Would that I hadn’t thought it;
would that I could forgive myself for thinking it
anywhere near her.

— “Train Prayer,” p. 54

My favorite poems transport me, powered by imagination embodied in content and language. This possibility inherent in poetry — of arriving elsewhere, in location or experience or understanding — becomes critical when life turns sharply or shifts slowly toward what I’m not prepared to face. Then poetry rescues, less as an escape route than by making it possible to remain present through trauma and uncertainty. How does poetry accomplish this? By creating a myth such as Alice Notley’s Descent of Alette, a larger story which can both hold and give meaning to private stories? By creating an emotional space on a page as D.A. Powell’s “Chronic” does — a collection of words that by their very intention offer explicit permission to feel? By standing as bold witness to human experience as Tory Dent’s “Black Milk” does? How does Nogues’ On the Other Side, Blue fit into this body of work? How does it rescue?

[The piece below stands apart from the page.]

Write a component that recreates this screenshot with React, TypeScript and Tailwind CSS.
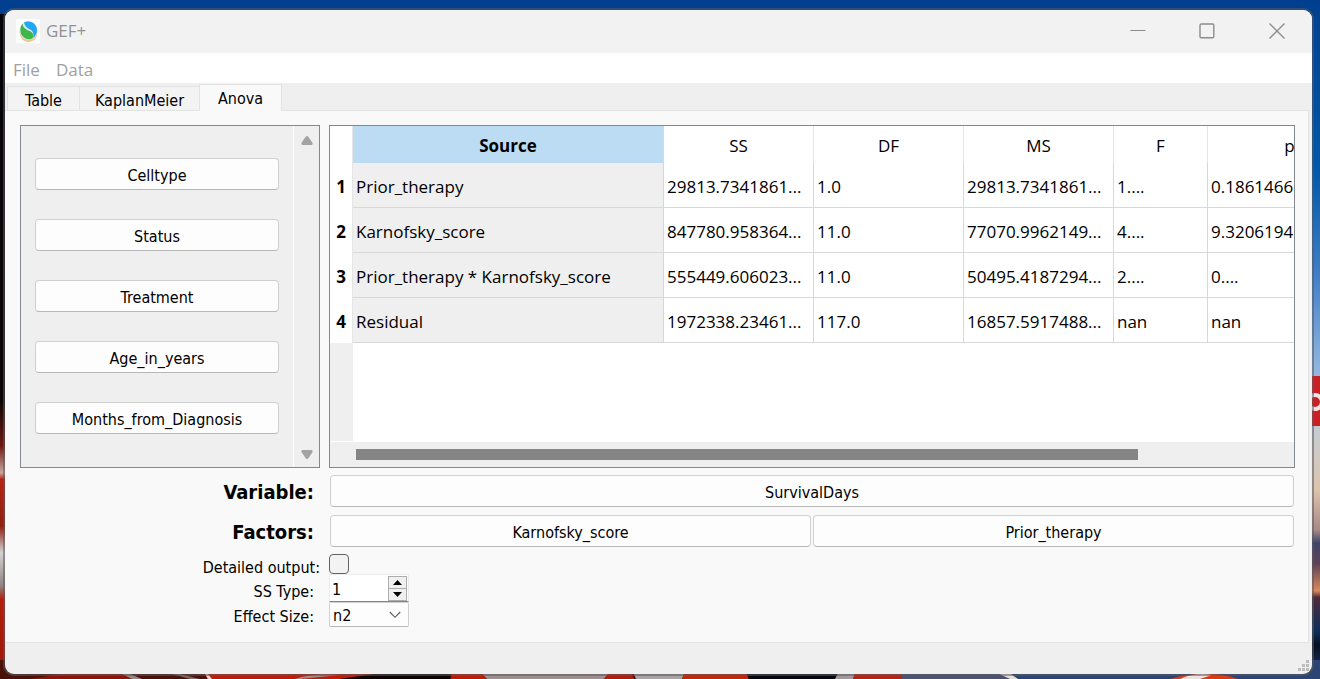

The particular gift of Nogues’ poems is their grounding of loss and grief in a complex life that is both colored by that “eggy” light and larger than it, a life that happens “across the goat-mown lawn” (p. 43), in the Laundromat, on a Greyhound bus, while chicken-sitting, while “waiting for the gravy toast to finish” (p. 9). This grounding makes it bearable to walk through her elsewhere. Look, these poems say, “The pier light / falls through the slips” (p. 15). “[B]rothers [are] varnishing boat parts in the shed” (p. 14). “[The] orange sulfur lamps come on to illuminate the drippy trees” (p. 63). From the ground of her larger life comes strength to question, to challenge, and maybe find a few answers.